逃げるくらいなら、きちんと衝突した方がいい。
衝突の結果、一時的に気まずくなったとしても、相手には君のひたむきさや誠実さ,率直さが必ず残る。それは顔色を伺って気持ちよくしてもらったコトよりも、ずっとずっと相手の心に届く。
もう一度、しつこいけれど繰り返す。
偉い人の顔色を伺うのは、やめなさい。
それは君から、誠実さを奪い、率直さを奪い、ひたむきさを奪ってしまうから。
追記
もしエンターテイナーとして、カラオケの選曲に悩むなら、それはボクも大いに共感する。それはエンターテイナーの性であり心意気ってもんだもんね。
追記その2
アップロード前に読み返して、我ながら青臭いオジサンになってしまったなぁ、と思ってしまった。居酒屋でほろ酔いのオジサンにつかまったとでも思って、ご容赦いただければ幸いである。
2 コメント:
それは違うんじゃないかなぁ、とちょっと思う。
顔色を伺うということが、100%悪いことだとは思わないですよ。
印象を良くしたい、と思うなら、当然相手の期待に応えるでしょう?
気になる女の子が喜ぶのなら、どんな歯の浮くセリフでも、さらりと言ってしまえるでしょう?(あ、これは人によるか)
でもね、必死に悩むくらいなら、素直に「特撮なんて持ちネタにありませんよー。縛りはきついです。アニソン可ですか?」とか言ったらいい、とはあたしも思う。
顔色をうかがうのではなくて、呼吸を読むということが大事なのではないかな、と思うですよ。
上司を前に「俺はこういう人間なんで」と突っぱねるのは、やっぱり社会人として考え物だと思います。
最近は、全部そういうのを「個性」で片付けようとするけれど、相手を敬い、自分を抑えることも礼儀として必要じゃないかな、と。
へへー、びっくりしたでしょ。
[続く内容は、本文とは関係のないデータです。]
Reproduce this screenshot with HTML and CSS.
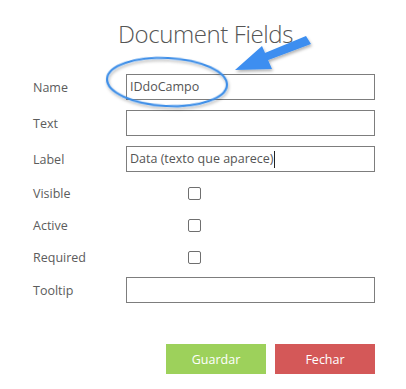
FILE: index.html
```html
<!DOCTYPE html>
<html lang="pt">
<head>
  <meta charset="UTF-8">
  <title>Document Fields</title>
  <link rel="stylesheet" href="styles.css">
</head>
<body>
  <div class="panel">
    <h1 class="title">Document Fields</h1>

    <div class="form">
      <div class="row">
        <label>Name</label>
        <div class="field">IDdoCampo</div>
      </div>
      <div class="row">
        <label>Text</label>
        <div class="field"></div>
      </div>
      <div class="row">
        <label>Label</label>
        <div class="field">Data (texto que aparece)<span class="caret"></span></div>
      </div>
      <div class="row check">
        <label>Visible</label>
        <span class="box"></span>
      </div>
      <div class="row check">
        <label>Active</label>
        <span class="box"></span>
      </div>
      <div class="row check">
        <label>Required</label>
        <span class="box"></span>
      </div>
      <div class="row tip">
        <label>Tooltip</label>
        <div class="field"></div>
      </div>
    </div>

    <div class="actions">
      <button class="btn guardar">Guardar</button>
      <button class="btn fechar">Fechar</button>
    </div>

    <svg class="note" width="406" height="389" viewBox="0 0 406 389">
      <defs>
        <filter id="sh" x="-20%" y="-20%" width="140%" height="140%">
          <feDropShadow dx="1" dy="2" stdDeviation="1.5" flood-color="#000" flood-opacity="0.3"/>
        </filter>
      </defs>
      <ellipse cx="167" cy="82" rx="60" ry="24" transform="rotate(3 167 82)" fill="none" stroke="#3c8ee8" stroke-width="2.2" filter="url(#sh)"/>
      <g filter="url(#sh)" fill="#3c8ef0">
        <polygon points="306,36 311,44 263,62 260,55"/>
        <polygon points="235,70 262,46 272,69"/>
      </g>
    </svg>
  </div>
</body>
</html>
```

FILE: styles.css
```css
body {
  margin: 0;
  background: #fff;
  font-family: 'Open Sans', 'Noto Sans', sans-serif;
  color: #555;
}
.panel {
  position: relative;
  width: 406px;
  height: 389px;
  overflow: hidden;
}
.title {
  margin: 0;
  padding-top: 17px;
  padding-left: 118px;
  font-size: 24px;
  font-weight: 300;
  line-height: 34px;
  color: #555;
  letter-spacing: -0.4px;
}
.form {
  margin-top: 18px;
  padding-left: 33px;
}
.row {
  display: flex;
  align-items: center;
  height: 36px;
}
.row.check {
  height: 32px;
}
.row.tip {
  height: 34px;
}
.row label {
  width: 93px;
  font-size: 12.5px;
  color: #5c5c5c;
}
.field {
  width: 244px;
  height: 24px;
  border: 1px solid #7d7d7d;
  font-size: 12.5px;
  line-height: 24px;
  padding-left: 3px;
  box-sizing: content-box;
  color: #555;
}
.caret {
  display: inline-block;
  width: 1px;
  height: 17px;
  background: #222;
  vertical-align: middle;
}
.box {
  margin-left: 62px;
  width: 11px;
  height: 11px;
  border: 1px solid #6f6f6f;
  border-radius: 2px;
}
.actions {
  display: flex;
  gap: 9px;
  margin-top: 37px;
  padding-left: 166px;
}
.btn {
  width: 100px;
  height: 30px;
  border: none;
  color: #fff;
  font-family: 'Open Sans', 'Noto Sans', sans-serif;
  font-size: 12.5px;
  padding: 0;
}
.guardar {
  background: #9dd15b;
}
.fechar {
  background: #d45858;
}
.note {
  position: absolute;
  left: 0;
  top: 0;
  pointer-events: none;
}
```
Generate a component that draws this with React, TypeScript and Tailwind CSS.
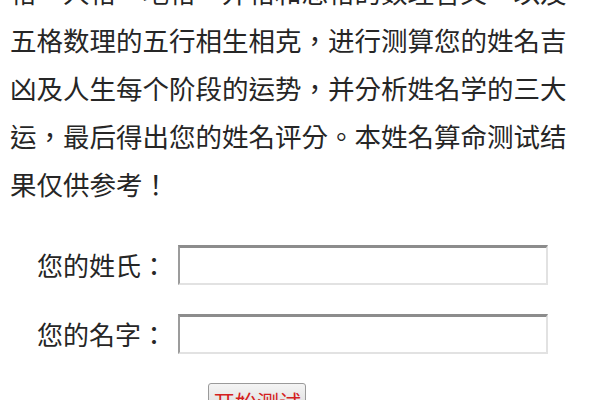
import React from 'react';

const cjk = { fontFamily: '"Noto Sans CJK TC", "Noto Sans CJK SC", "Noto Sans", sans-serif' };

function Field({ label }: { label: string }) {
  return (
    <div className="flex items-center pl-[37px]">
      <span className="text-[26px] leading-[40px] text-[#262626]">{label}</span>
      <input
        type="text"
        className="ml-[11px] h-[40px] w-[370px] border-2 border-t-[3px] border-t-[#8c8c8c] border-l-[#9c9c9c] border-r-[#e2e2e2] border-b-[#e2e2e2] bg-white outline-none"
      />
    </div>
  );
}

export default function App() {
  return (
    <div className="h-[400px] w-[600px] overflow-hidden bg-white" style={cjk}>
      {/* intro text, scrolled so the first line is cut off */}
      <p className="mt-[-32px] px-[10px] text-[26.5px] leading-[48px] text-[#262626]">
        格、人格、地格、外格和总格的数理含义，以及五格数理的五行相生相克，进行测算您的姓名吉凶及人生每个阶段的运势，并分析姓名学的三大运，最后得出您的姓名评分。本姓名算命测试结果仅供参考！
      </p>

      <form className="mt-[37px] flex flex-col gap-[29px]">
        <Field label="您的姓氏：" />
        <Field label="您的名字：" />
        <div className="pl-[208px]">
          <button
            type="button"
            className="h-[36px] w-[98px] rounded-[3px] border border-[#9a9a9a] bg-gradient-to-b from-[#f4f4f4] to-[#d6d6d6] text-[22px] leading-[30px] text-[#d42020]"
          >
            开始测试
          </button>
        </div>
      </form>
    </div>
  );
}
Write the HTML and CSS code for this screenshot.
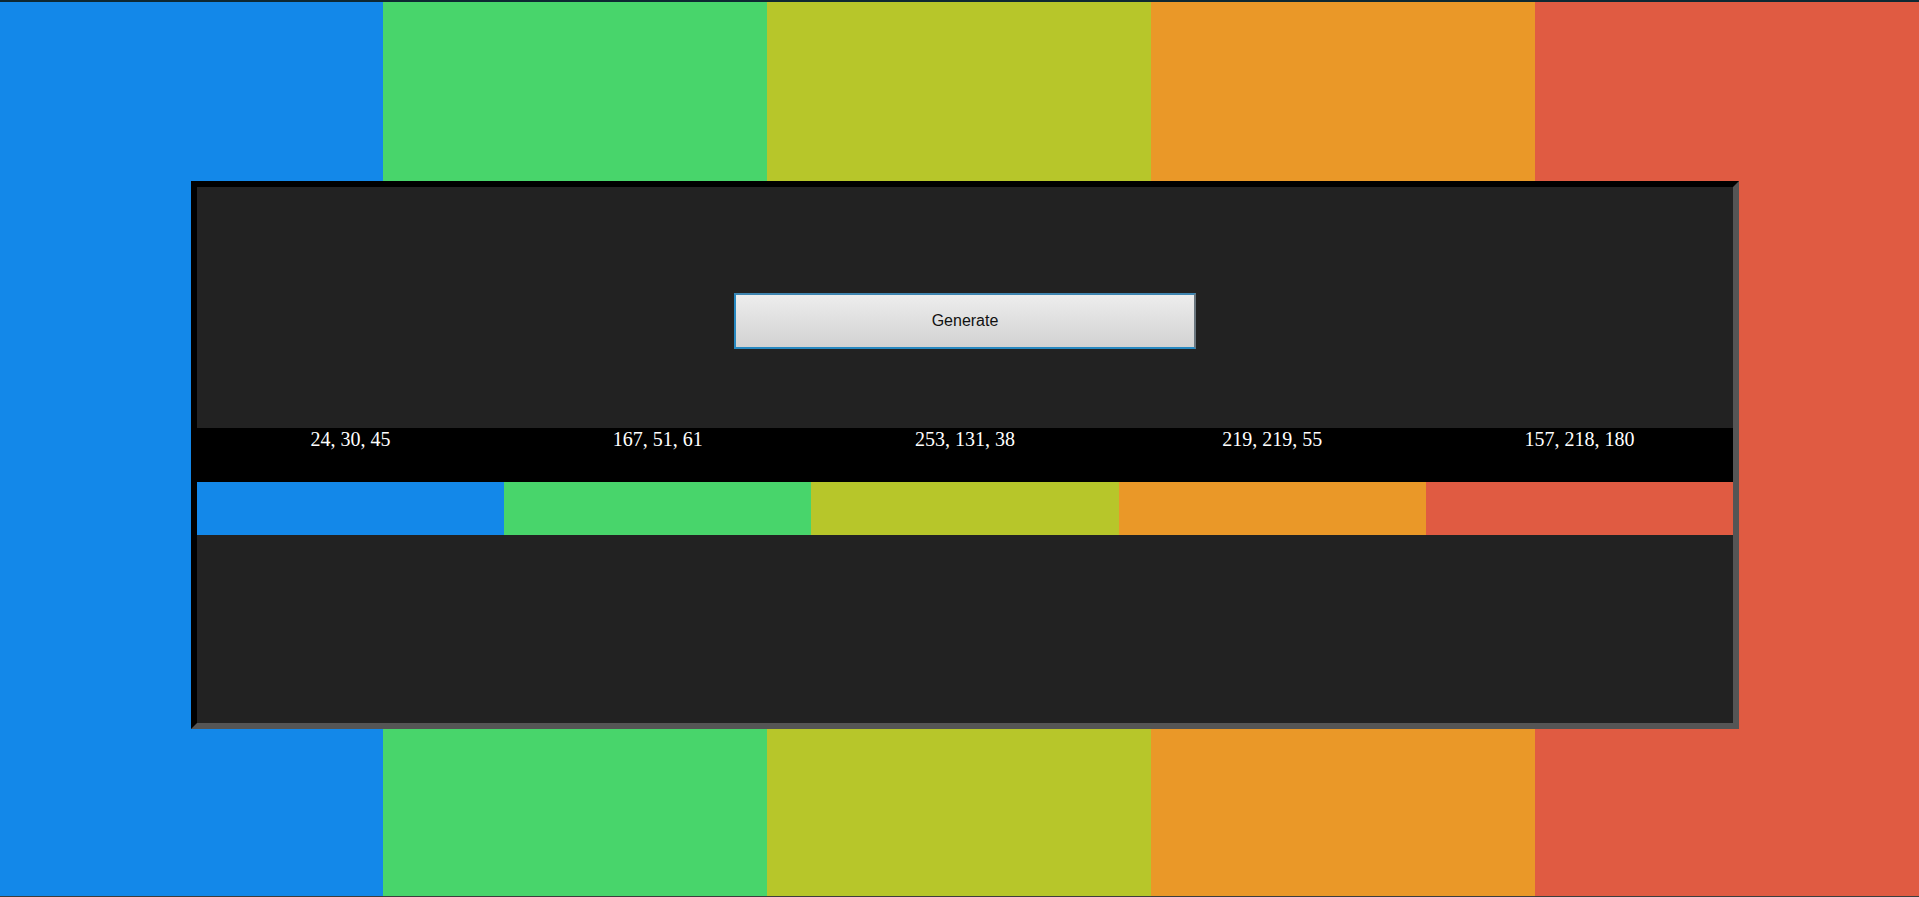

意外に古風な意見で。
媚びる、ってもっと直裁に言った方が言いたいことが伝わったかも。なんて、今さら思ったりして。
> 顔色をうかがうのではなくて、呼吸を読むということが大事なのではないかな、と思うですよ。
この表現、実にしっくりきます。そう"呼吸を読む"っては大事です。ボクも大事にしたい。実に難しいコトではありますけれど。
ただですね。
> 上司を前に「俺はこういう人間なんで」と突っぱねるのは、やっぱり社会人として考え物だと思います。
これは違うと思うのでアリマス。
"突っぱねるのが良くない"というなら、それはきっと上司に対してだけじゃない。誰に対してもそうであるべきなんだと思います。
そして、本当に必要なら相手が誰であろうと"突っぱねるべきとき"は突っぱねるべきなんだと思います。(カラオケの選曲がそうだ、ってわけじゃないですよ?(笑))
これまた"呼吸を読む"のと同じくらい難しいんですけどね。しみじみ実感こもっちゃいますけど(笑)。
とゆーわけで。
> へへー、びっくりしたでしょ。意外に古風な意見で。
実はボクの方が古風なのかもしれません、と思ったりしました。イマドキこんなコト、真顔で言うヒトいないですよね。わはは。
追記.
> 気になる女の子が喜ぶのなら、どんな歯の浮くセリフでも、さらりと言ってしまえるでしょう?(あ、これは人によるか)
まったくもって、ボクみたいに初心な照れ屋には実に難しいコトであります(笑)。